After the Andhra Christian Theological College relocated from the river town Rajahmundry to Secunderabad in 1973, efforts were made by faculty representing Canadian Baptist Ministries to create a fellowship of those Christians hailing from Churches established by CBM in the northern circars. This fructified in 1978
with the leadership of E. Joshua, a Government Lecturer, and regular Church gatherings used to take place in Lakdi ka pul locality in rented premises. In 1996, Williams laid the foundation stone for CBM-Emmanuel Baptist Worship Centre in Tolichowki locality and the new edifice was inaugurated in 2001 in the presence of Clergy led by the Old Testament Scholar, G. Babu Rao, CBCNC. Williams and his younger brother Paturi John Paul, an Industrialist, took part in the inauguration dedicating the Altar and Balcony.

==Retirement, honours and death==
After retirement from civil service, Williams continued to reside in Hyderabad.
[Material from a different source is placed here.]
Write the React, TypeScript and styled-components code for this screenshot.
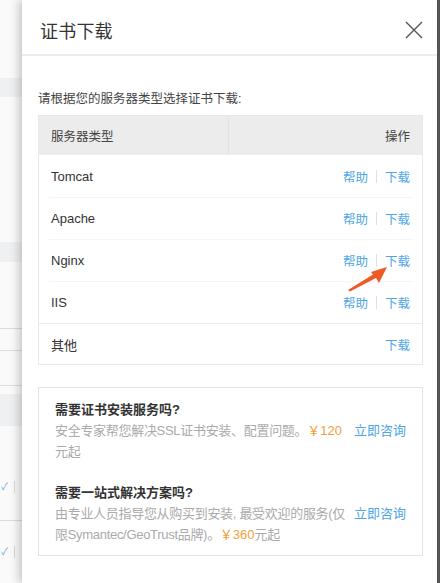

He used to visit rural congregations and preach in the Churches. In 2014, centenary celebrations of National Council of Churches in India, an ecumenical body of Orthodox, Protestant and New and Indigenous Churches was convened by Roger Gaikwad, PCI. Preparations for regional celebrations in Hyderabad were made by Jetti Oliver, the local host at Andhra Christian Theological College in Secunderabad, where Bishop Taranath Sagar, MCI presented an award of honour on September 12, 2014 to Williams in the presence of Clergy comprising Geevarghese Mor Coorilose, JSCC. The plaque presented read,

...in recognition of P. P. William's contribution to the society in dispensing civil service responsibilities with Christian integrity and excellence.

Williams died on 22 August 2016 at the age of 73. His Funeral mass was held at STBC-Baptist Church, Narayanaguda led by G. Samuel, STBC Senior Pastor. He was buried at Protestant Cemetery in Narayanaguda locality.